> [EXERCISE]:
Copy each line exactly. Drop every picture.

> [SUPPLIED INFORMATION]:
▼
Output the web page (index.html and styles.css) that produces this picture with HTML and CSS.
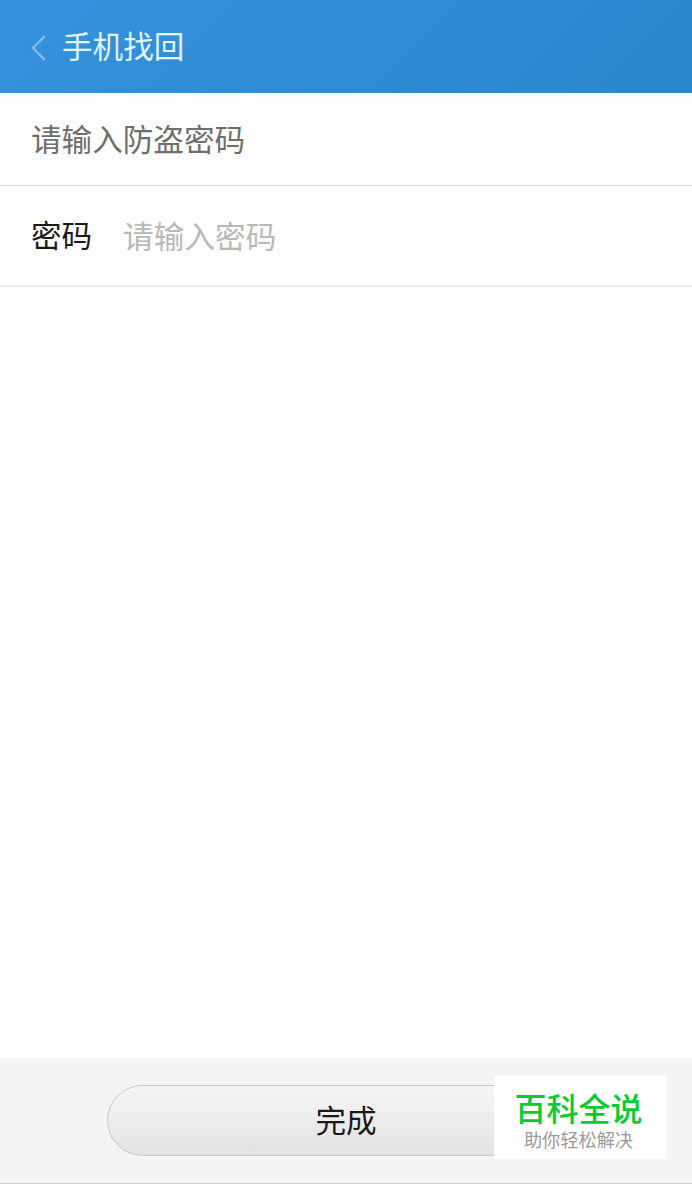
FILE: index.html
```
<!DOCTYPE html>
<html lang="zh-CN">

<head>
    <meta charset="UTF-8">
    <title>手机找回</title>
    <link rel="stylesheet" href="styles.css">
</head>

<body>
    <div class="page">
        <header class="header">
            <svg class="back" width="16" height="26" viewBox="0 0 16 26">
                <path d="M13.7 1.2L2 13l11.7 11.8" />
            </svg>
            <h1>手机找回</h1>
        </header>
        <p class="tip">请输入防盗密码</p>
        <div class="row">
            <label for="pwd">密码</label>
            <input type="password" id="pwd" placeholder="请输入密码">
        </div>
        <footer class="footer">
            <button class="btn">完成</button>
        </footer>
        <!-- 右下角水印 -->
        <div class="mark">
            <strong>百科全说</strong>
            <span>助你轻松解决</span>
        </div>
    </div>
</body>

</html>
```
FILE: styles.css
```
* {
    padding: 0;
    margin: 0;
    box-sizing: border-box;
}

body {
    font-family: "Noto Sans CJK SC", sans-serif;
    font-size: 30.6px;
    background: #fefefe;
}

.page {
    position: relative;
    display: flex;
    flex-direction: column;
    height: 1184px;
    overflow: hidden;
}

.header {
    display: flex;
    align-items: center;
    height: 93px;
    padding-left: 31px;
    background: linear-gradient(135deg, #3692dc, #2b85cb);
}

.back {
    margin: 3px 15px 0 0;
    fill: none;
    stroke: #7fbcf0;
    stroke-width: 2.4;
}

.header h1 {
    padding-bottom: 3px;
    font-size: 30.6px;
    font-weight: 400;
    color: #e0f3ff;
}

.tip {
    height: 93px;
    padding-left: 31px;
    line-height: 90px;
    color: #6e6e6e;
    border-bottom: 1px solid #dcdcdc;
}

.row {
    display: flex;
    align-items: center;
    height: 101px;
    padding: 0 0 3px 31px;
    border-bottom: 2px solid #ebebeb;
}

.row label {
    width: 92px;
    color: #1a1a1a;
}

.row input {
    flex: 1;
    height: 60px;
    font: inherit;
    font-size: 30.7px;
    border: 0;
    outline: none;
    background: none;
}

.row input::placeholder {
    color: #b8b8b8;
}

.footer {
    height: 126px;
    margin-top: auto;
    padding-top: 27px;
    text-align: center;
    background: #f4f4f4;
    border-bottom: 1px solid #d0d0d0;
}

.btn {
    width: 478px;
    height: 71px;
    padding-bottom: 3px;
    font: inherit;
    color: #1a1a1a;
    border: 1px solid #c8c8c8;
    border-radius: 36px;
    background: linear-gradient(#f6f6f6, #e2e2e2);
}

.mark {
    position: absolute;
    left: 494px;
    top: 1075px;
    width: 173px;
    height: 84px;
    padding: 10px 4px 0 0;
    text-align: center;
    background: #fff;
}

.mark strong {
    display: block;
    font-size: 32px;
    font-weight: 500;
    line-height: 44px;
    color: #0bcb33;
}

.mark span {
    display: block;
    font-size: 18.2px;
    line-height: 20px;
    color: #999;
}
```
▲
> [EXERCISE OUTPUT]:
Output the web page (index.html and styles.css) that produces this picture with HTML and CSS.
FILE: index.html
```
<!DOCTYPE html>
<html lang="zh-CN">

<head>
    <meta charset="UTF-8">
    <title>手机找回</title>
    <link rel="stylesheet" href="styles.css">
</head>

<body>
    <div class="page">
        <header class="header">
            <svg class="back" width="16" height="26" viewBox="0 0 16 26">
                <path d="M13.7 1.2L2 13l11.7 11.8" />
            </svg>
            <h1>手机找回</h1>
        </header>
        <p class="tip">请输入防盗密码</p>
        <div class="row">
            <label for="pwd">密码</label>
            <input type="password" id="pwd" placeholder="请输入密码">
        </div>
        <footer class="footer">
            <button class="btn">完成</button>
        </footer>
        <!-- 右下角水印 -->
        <div class="mark">
            <strong>百科全说</strong>
            <span>助你轻松解决</span>
        </div>
    </div>
</body>

</html>
```
FILE: styles.css
```
* {
    padding: 0;
    margin: 0;
    box-sizing: border-box;
}

body {
    font-family: "Noto Sans CJK SC", sans-serif;
    font-size: 30.6px;
    background: #fefefe;
}

.page {
    position: relative;
    display: flex;
    flex-direction: column;
    height: 1184px;
    overflow: hidden;
}

.header {
    display: flex;
    align-items: center;
    height: 93px;
    padding-left: 31px;
    background: linear-gradient(135deg, #3692dc, #2b85cb);
}

.back {
    margin: 3px 15px 0 0;
    fill: none;
    stroke: #7fbcf0;
    stroke-width: 2.4;
}

.header h1 {
    padding-bottom: 3px;
    font-size: 30.6px;
    font-weight: 400;
    color: #e0f3ff;
}

.tip {
    height: 93px;
    padding-left: 31px;
    line-height: 90px;
    color: #6e6e6e;
    border-bottom: 1px solid #dcdcdc;
}

.row {
    display: flex;
    align-items: center;
    height: 101px;
    padding: 0 0 3px 31px;
    border-bottom: 2px solid #ebebeb;
}

.row label {
    width: 92px;
    color: #1a1a1a;
}

.row input {
    flex: 1;
    height: 60px;
    font: inherit;
    font-size: 30.7px;
    border: 0;
    outline: none;
    background: none;
}

.row input::placeholder {
    color: #b8b8b8;
}

.footer {
    height: 126px;
    margin-top: auto;
    padding-top: 27px;
    text-align: center;
    background: #f4f4f4;
    border-bottom: 1px solid #d0d0d0;
}

.btn {
    width: 478px;
    height: 71px;
    padding-bottom: 3px;
    font: inherit;
    color: #1a1a1a;
    border: 1px solid #c8c8c8;
    border-radius: 36px;
    background: linear-gradient(#f6f6f6, #e2e2e2);
}

.mark {
    position: absolute;
    left: 494px;
    top: 1075px;
    width: 173px;
    height: 84px;
    padding: 10px 4px 0 0;
    text-align: center;
    background: #fff;
}

.mark strong {
    display: block;
    font-size: 32px;
    font-weight: 500;
    line-height: 44px;
    color: #0bcb33;
}

.mark span {
    display: block;
    font-size: 18.2px;
    line-height: 20px;
    color: #999;
}
```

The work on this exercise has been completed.